Maciej Gostomski stanął wczoraj po raz pierwszy w tym sezonie między słupkami. Wisła nie oddała żadnego strzału, więc golkiper Kolejorza przez większą część meczu był na boisku bezrobotny.
Gostek w pierwszej połowie miał jedną nieudaną interwencję, która gdyby nie asekuracja kolegów z drużyny zakończyłaby się bramką dla Wiślaków – Moja pierwsza interwencja nie była udana. Niepotrzebnie wychodziłem do piłki, ale ja lubię grać wysoko, zawsze wychodziłem do takich piłek i je przecinałem. Nie wyszło mi to zagranie, ale na szczęście mam dobrych kolegów w drużynie, więc uratowali mi skórę – mówił po meczu.
Podopieczni Franciszka Smudy zagrali wczoraj w bardzo rezerwowym składzie, mimo to Kolejorz nie potrafił wykorzystać kilku sytuacji na zdobycie gola – Przez cały mecz byli groźni, ale my kontrolowaliśmy przebieg całego spotkania i mogliśmy wygrać zdecydowanie wyżej. Było widać, że Wiśle brakuje kilku kluczowych piłkarzy. Byliśmy do tego przygotowani i wiedzieliśmy, że ci młodzi zawodnicy będą chcieli się pokazać z dobrej strony.

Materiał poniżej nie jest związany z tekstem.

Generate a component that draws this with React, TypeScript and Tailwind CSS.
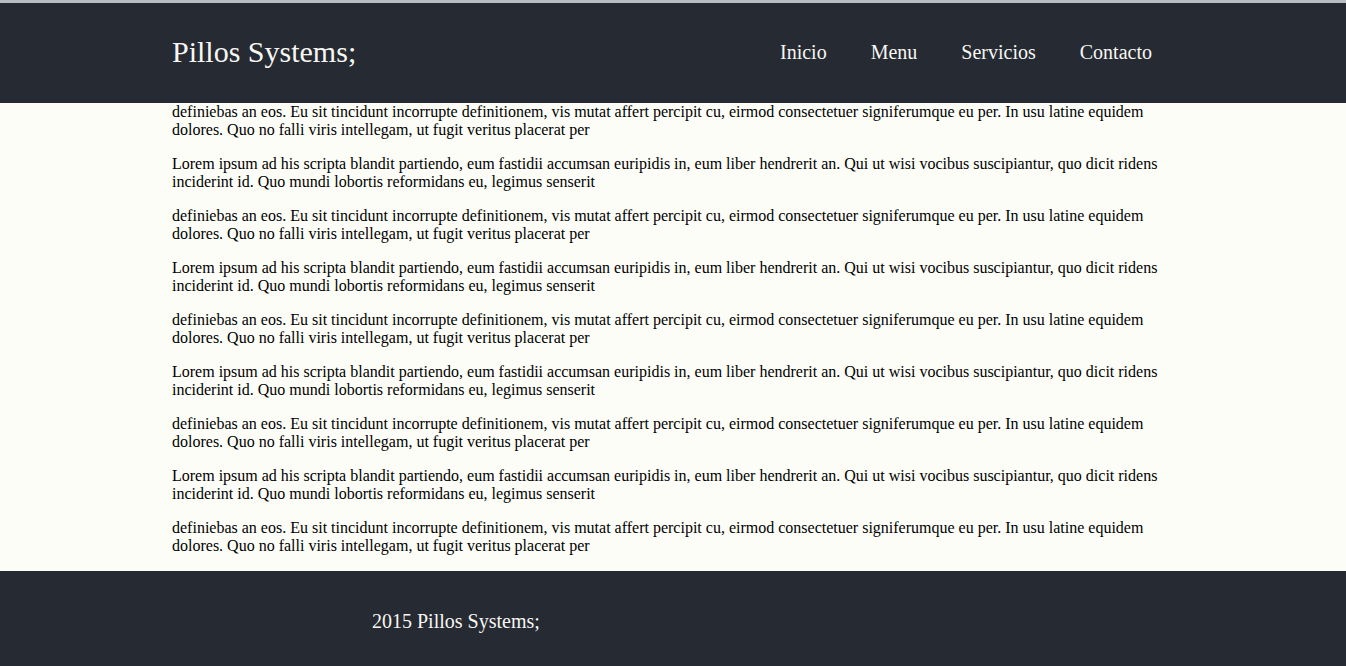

Do tej pory w bramce lechitów stawał Jasmin Burić oraz Krzysztof Kotorowski. Wczoraj po raz pierwszy w tym sezonie między słupkami pojawił się właśnie Gostomski – Czekałem strasznie długo ma tę swoją szansę, ale cieszę się, że zagrałem i że było na zero z tyłu, więc wszystkie zadania były wykonane – przyznaje. – Robię cały czas swoje, jestem gotowy do gry na każdym szczeblu, więc jeżeli trener daje mi szanse , aby wejść do bramki, to wchodzę i bronię.
Wiślacy nie oddali wczoraj ani jednego strzału na bramkę Kolejorza, przez co Gostomski miał bardzo mało pracy w całym spotkaniu. Jak więc przekonać trenera, aby w następnym meczu również bronił Gostek? – To był trudny mecz do bramkarza. Ja pierwszy kontakt z piłką miałem bardzo późno. Wydaje mi się że Bieszczad, który bronił dzisiaj niesamowicie, dobrze wszedł w mecz i pokazał się z dobrej strony. Miał duzo strzałów, dużo interwencji, a ja prawie przez całą pierwsza połowę musiałem szukać piłki, pomagać i krzyczeć. W drugiej połowie działo się coś więcej na przedpolu, ale to Wisły problem, że nie strzeliła bramki – kończy golkiper.